## Source excerpt
________________________________________
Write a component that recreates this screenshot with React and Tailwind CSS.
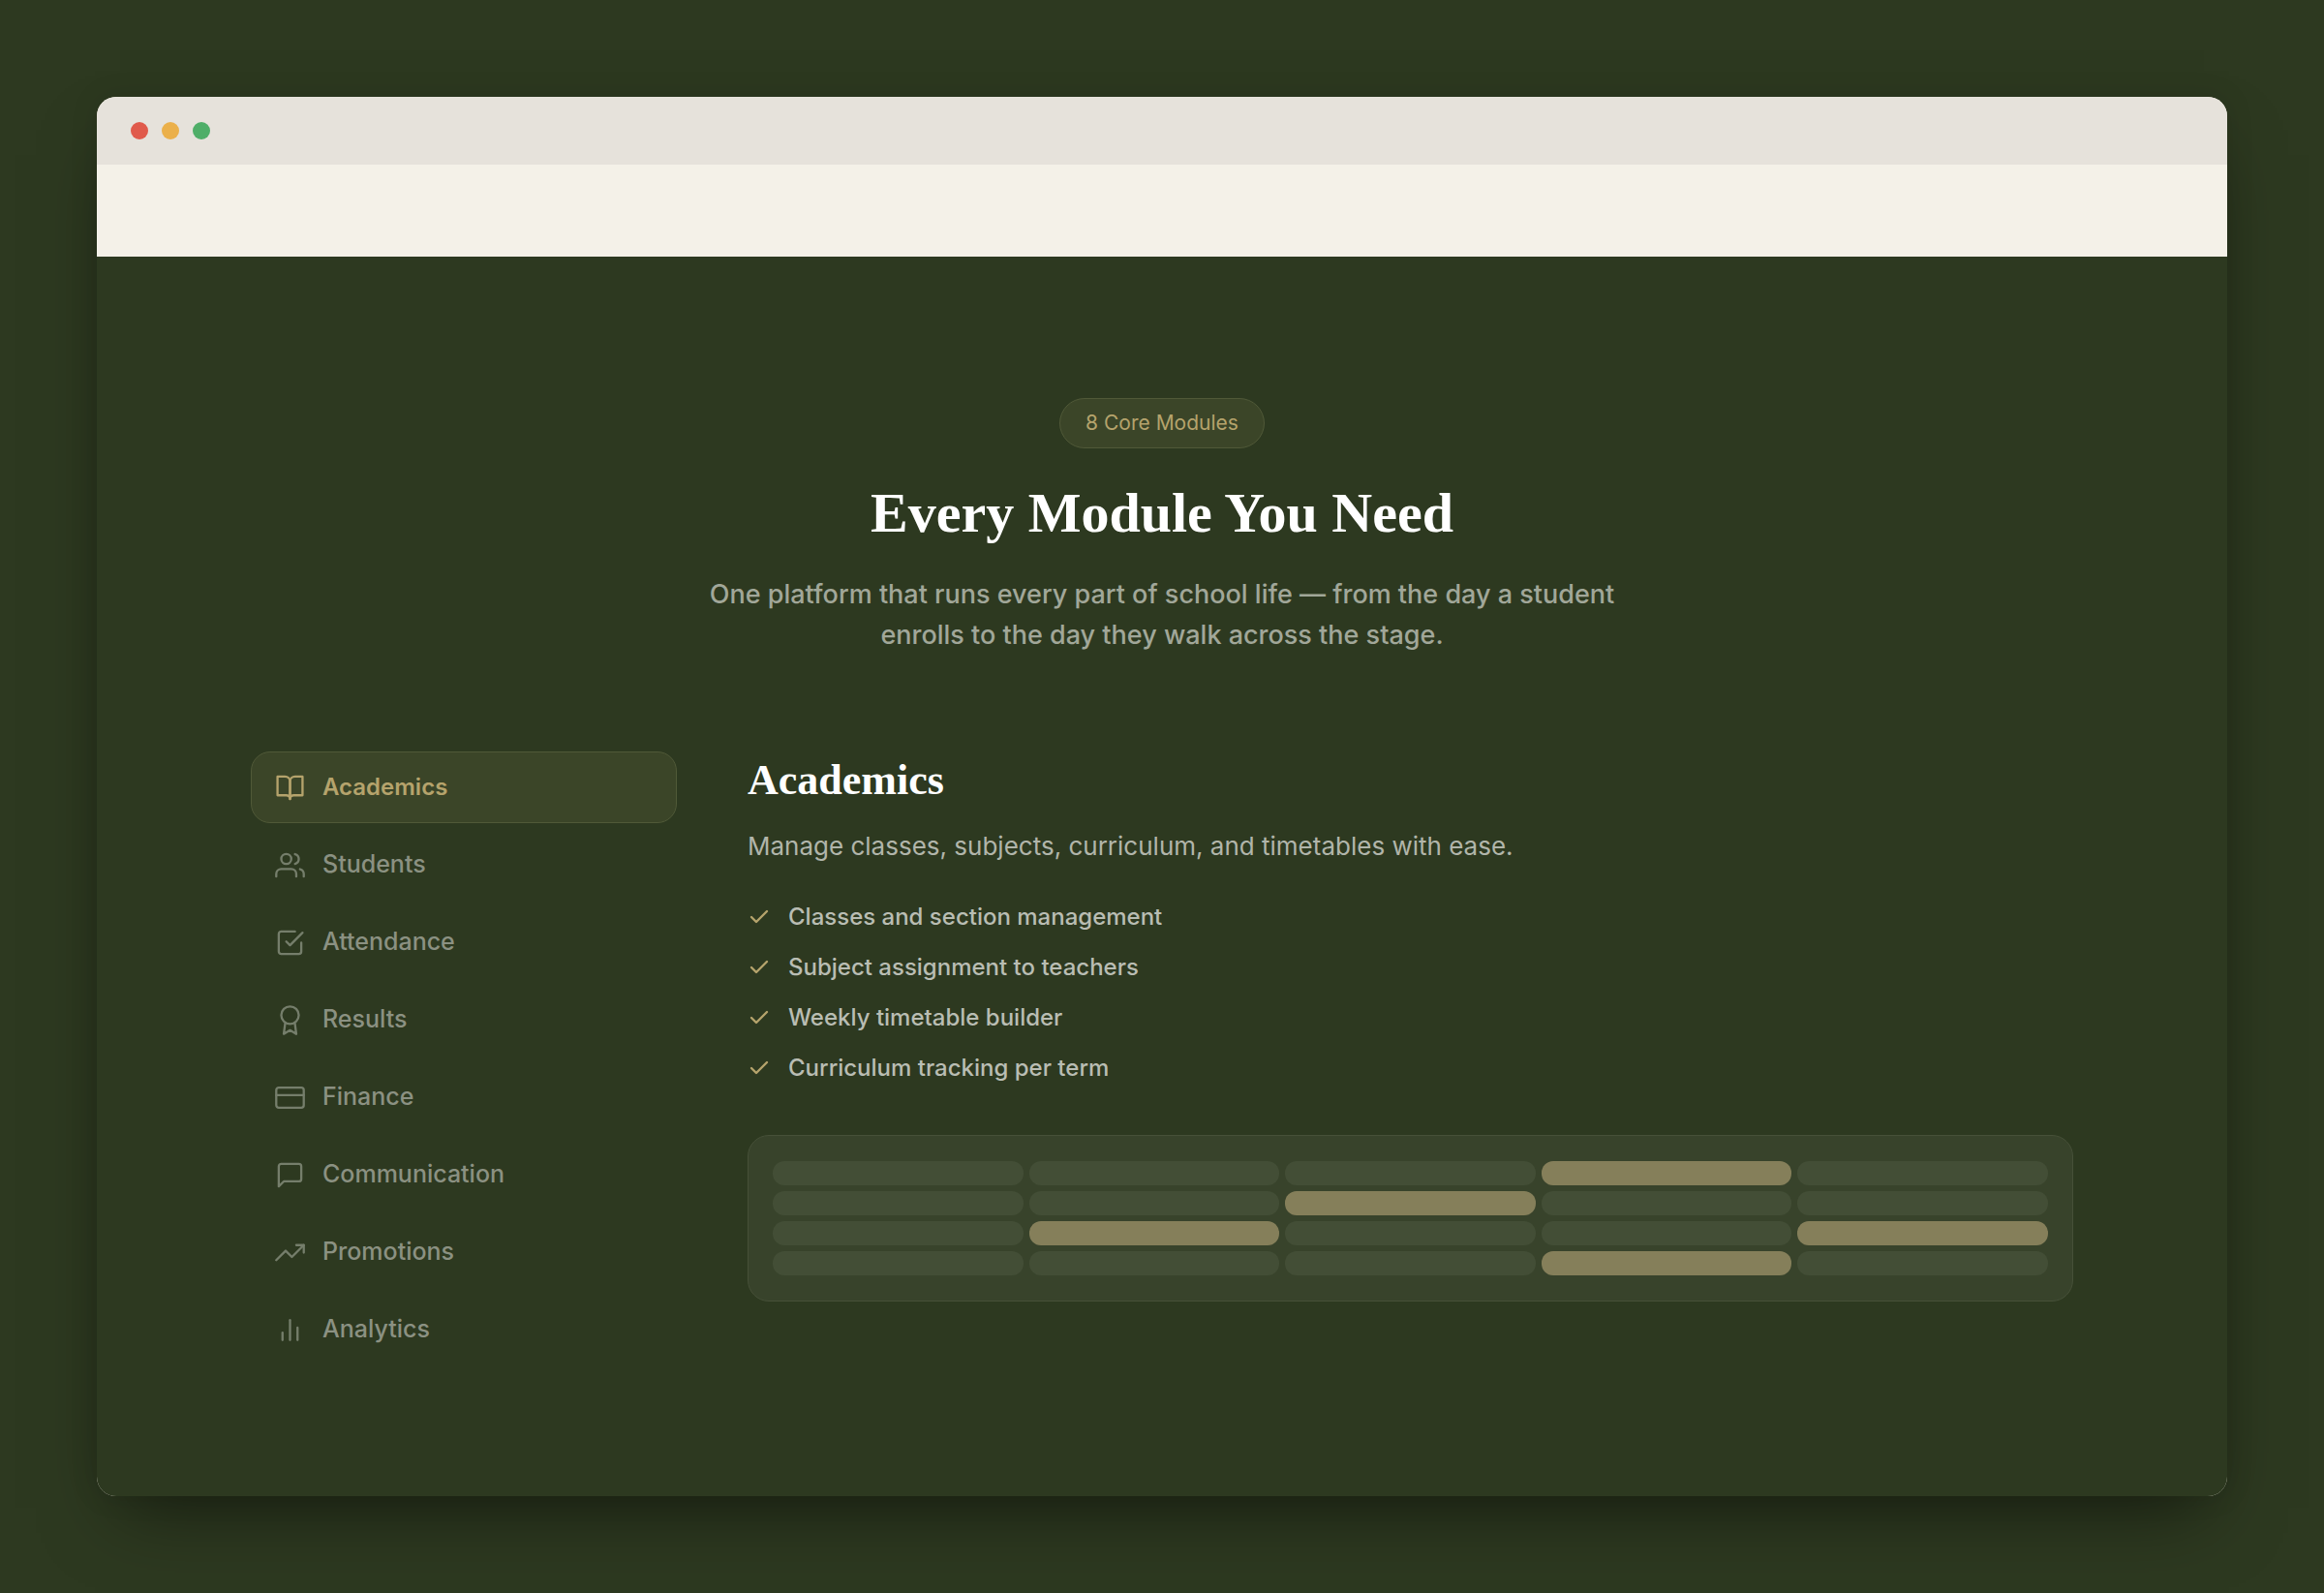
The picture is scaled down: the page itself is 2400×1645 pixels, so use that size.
import React, { useState } from 'react';
import {
    FiBookOpen,
    FiUsers,
    FiCheckSquare,
    FiAward,
    FiCreditCard,
    FiMessageSquare,
    FiTrendingUp,
    FiBarChart2,
    FiCheck,
} from 'react-icons/fi';

const modules = [
    { name: 'Academics', icon: FiBookOpen },
    { name: 'Students', icon: FiUsers },
    { name: 'Attendance', icon: FiCheckSquare },
    { name: 'Results', icon: FiAward },
    { name: 'Finance', icon: FiCreditCard },
    { name: 'Communication', icon: FiMessageSquare },
    { name: 'Promotions', icon: FiTrendingUp },
    { name: 'Analytics', icon: FiBarChart2 },
];

const features = [
    'Classes and section management',
    'Subject assignment to teachers',
    'Weekly timetable builder',
    'Curriculum tracking per term',
];

// 1 = booked slot in the timetable
const timetable = [
    [0, 0, 0, 1, 0],
    [0, 0, 1, 0, 0],
    [0, 1, 0, 0, 1],
    [0, 0, 0, 1, 0],
];

function ModuleTab({ name, icon: Icon, active, onClick }) {
    return (
        <button
            type="button"
            onClick={onClick}
            className={`flex h-[74px] w-full items-center gap-[18px] rounded-[20px] border px-6 text-left ${
                active
                    ? 'border-[#505938] bg-[#3b4528] text-[24px] font-semibold text-[#b5a36c]'
                    : 'border-transparent text-[25px] font-medium text-[#8b9182]'
            }`}
        >
            <Icon className={`size-[31px] shrink-0 stroke-[1.8] ${active ? '' : 'text-[#757e6b]'}`} />
            {name}
        </button>
    );
}

export default function App() {
    const [current, setCurrent] = useState('Academics');

    return (
        <div className="min-h-screen bg-[#2d3920] p-[100px] font-['Inter',sans-serif]">
            <div className="overflow-hidden rounded-[20px] bg-[#f4f1e8] shadow-[0_36px_72px_-24px_rgba(0,0,0,0.5),0_0_30px_rgba(0,0,0,0.1)]">
                {/* Window bar */}
                <div className="flex h-[70px] items-center gap-[14px] bg-[#e6e2db] px-[35px]">
                    <span className="size-[18px] rounded-full bg-[#e05a4b]" />
                    <span className="size-[18px] rounded-full bg-[#ebb04a]" />
                    <span className="size-[18px] rounded-full bg-[#4fae68]" />
                </div>

                {/* Empty header */}
                <div className="h-[95px] bg-[#f4f1e8]" />

                <main className="bg-[#2d3920] px-[159px] pt-[146px] pb-[135px]">
                    <header className="flex flex-col items-center text-center">
                        <span className="flex h-[52px] items-center rounded-full border border-[#505938] bg-[#3b4528] px-[26px] text-[21px] text-[#b5a36c]">
                            8 Core Modules
                        </span>
                        <h1 className="mt-[32px] font-['Liberation_Serif',serif] text-[58px] leading-[70px] font-bold text-white">
                            Every Module You Need
                        </h1>
                        <p className="mt-[28px] max-w-[1000px] text-[27px] leading-[42px] font-medium text-[#a1a799]">
                            One platform that runs every part of school life — from the day a student enrolls to the day they walk across the stage.
                        </p>
                    </header>

                    <div className="mt-[99px] flex gap-[73px]">
                        <nav className="flex w-[440px] shrink-0 flex-col gap-[6px]">
                            {modules.map((m) => (
                                <ModuleTab
                                    key={m.name}
                                    name={m.name}
                                    icon={m.icon}
                                    active={m.name === current}
                                    onClick={() => setCurrent(m.name)}
                                />
                            ))}
                        </nav>

                        <section className="min-w-0 flex-1">
                            <h2 className="mt-[6px] font-['Liberation_Serif',serif] text-[44px] leading-[48px] font-bold text-white">
                                Academics
                            </h2>
                            <p className="mt-[24px] text-[26px] leading-[40px] text-[#b1b5aa]">
                                Manage classes, subjects, curriculum, and timetables with ease.
                            </p>
                            <ul className="mt-[36px] flex flex-col gap-[18px]">
                                {features.map((f) => (
                                    <li key={f} className="flex items-center gap-[18px] text-[24px] leading-[34px] font-medium text-[#b9bdb3]">
                                        <FiCheck className="size-[24px] shrink-0 stroke-[2.4] text-[#b5a36c]" />
                                        {f}
                                    </li>
                                ))}
                            </ul>

                            {/* Timetable preview */}
                            <div className="mt-[52px] grid grid-cols-5 gap-[6px] rounded-[22px] border border-[#465038] bg-[#38432b] px-[25px] py-[26px]">
                                {timetable.flat().map((booked, i) => (
                                    <div
                                        key={i}
                                        className={`h-[25px] rounded-[12px] ${booked ? 'bg-[#857f5a]' : 'bg-[#434e36]'}`}
                                    />
                                ))}
                            </div>
                        </section>
                    </div>
                </main>
            </div>
        </div>
    );
}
________________________________________
## Objective
Please write out all of the material above without changing a word, and omit any pictures.

## Solved exercise
Write a component that recreates this screenshot with React and Tailwind CSS.
The picture is scaled down: the page itself is 2400×1645 pixels, so use that size.
import React, { useState } from 'react';
import {
    FiBookOpen,
    FiUsers,
    FiCheckSquare,
    FiAward,
    FiCreditCard,
    FiMessageSquare,
    FiTrendingUp,
    FiBarChart2,
    FiCheck,
} from 'react-icons/fi';

const modules = [
    { name: 'Academics', icon: FiBookOpen },
    { name: 'Students', icon: FiUsers },
    { name: 'Attendance', icon: FiCheckSquare },
    { name: 'Results', icon: FiAward },
    { name: 'Finance', icon: FiCreditCard },
    { name: 'Communication', icon: FiMessageSquare },
    { name: 'Promotions', icon: FiTrendingUp },
    { name: 'Analytics', icon: FiBarChart2 },
];

const features = [
    'Classes and section management',
    'Subject assignment to teachers',
    'Weekly timetable builder',
    'Curriculum tracking per term',
];

// 1 = booked slot in the timetable
const timetable = [
    [0, 0, 0, 1, 0],
    [0, 0, 1, 0, 0],
    [0, 1, 0, 0, 1],
    [0, 0, 0, 1, 0],
];

function ModuleTab({ name, icon: Icon, active, onClick }) {
    return (
        <button
            type="button"
            onClick={onClick}
            className={`flex h-[74px] w-full items-center gap-[18px] rounded-[20px] border px-6 text-left ${
                active
                    ? 'border-[#505938] bg-[#3b4528] text-[24px] font-semibold text-[#b5a36c]'
                    : 'border-transparent text-[25px] font-medium text-[#8b9182]'
            }`}
        >
            <Icon className={`size-[31px] shrink-0 stroke-[1.8] ${active ? '' : 'text-[#757e6b]'}`} />
            {name}
        </button>
    );
}

export default function App() {
    const [current, setCurrent] = useState('Academics');

    return (
        <div className="min-h-screen bg-[#2d3920] p-[100px] font-['Inter',sans-serif]">
            <div className="overflow-hidden rounded-[20px] bg-[#f4f1e8] shadow-[0_36px_72px_-24px_rgba(0,0,0,0.5),0_0_30px_rgba(0,0,0,0.1)]">
                {/* Window bar */}
                <div className="flex h-[70px] items-center gap-[14px] bg-[#e6e2db] px-[35px]">
                    <span className="size-[18px] rounded-full bg-[#e05a4b]" />
                    <span className="size-[18px] rounded-full bg-[#ebb04a]" />
                    <span className="size-[18px] rounded-full bg-[#4fae68]" />
                </div>

                {/* Empty header */}
                <div className="h-[95px] bg-[#f4f1e8]" />

                <main className="bg-[#2d3920] px-[159px] pt-[146px] pb-[135px]">
                    <header className="flex flex-col items-center text-center">
                        <span className="flex h-[52px] items-center rounded-full border border-[#505938] bg-[#3b4528] px-[26px] text-[21px] text-[#b5a36c]">
                            8 Core Modules
                        </span>
                        <h1 className="mt-[32px] font-['Liberation_Serif',serif] text-[58px] leading-[70px] font-bold text-white">
                            Every Module You Need
                        </h1>
                        <p className="mt-[28px] max-w-[1000px] text-[27px] leading-[42px] font-medium text-[#a1a799]">
                            One platform that runs every part of school life — from the day a student enrolls to the day they walk across the stage.
                        </p>
                    </header>

                    <div className="mt-[99px] flex gap-[73px]">
                        <nav className="flex w-[440px] shrink-0 flex-col gap-[6px]">
                            {modules.map((m) => (
                                <ModuleTab
                                    key={m.name}
                                    name={m.name}
                                    icon={m.icon}
                                    active={m.name === current}
                                    onClick={() => setCurrent(m.name)}
                                />
                            ))}
                        </nav>

                        <section className="min-w-0 flex-1">
                            <h2 className="mt-[6px] font-['Liberation_Serif',serif] text-[44px] leading-[48px] font-bold text-white">
                                Academics
                            </h2>
                            <p className="mt-[24px] text-[26px] leading-[40px] text-[#b1b5aa]">
                                Manage classes, subjects, curriculum, and timetables with ease.
                            </p>
                            <ul className="mt-[36px] flex flex-col gap-[18px]">
                                {features.map((f) => (
                                    <li key={f} className="flex items-center gap-[18px] text-[24px] leading-[34px] font-medium text-[#b9bdb3]">
                                        <FiCheck className="size-[24px] shrink-0 stroke-[2.4] text-[#b5a36c]" />
                                        {f}
                                    </li>
                                ))}
                            </ul>

                            {/* Timetable preview */}
                            <div className="mt-[52px] grid grid-cols-5 gap-[6px] rounded-[22px] border border-[#465038] bg-[#38432b] px-[25px] py-[26px]">
                                {timetable.flat().map((booked, i) => (
                                    <div
                                        key={i}
                                        className={`h-[25px] rounded-[12px] ${booked ? 'bg-[#857f5a]' : 'bg-[#434e36]'}`}
                                    />
                                ))}
                            </div>
                        </section>
                    </div>
                </main>
            </div>
        </div>
    );
}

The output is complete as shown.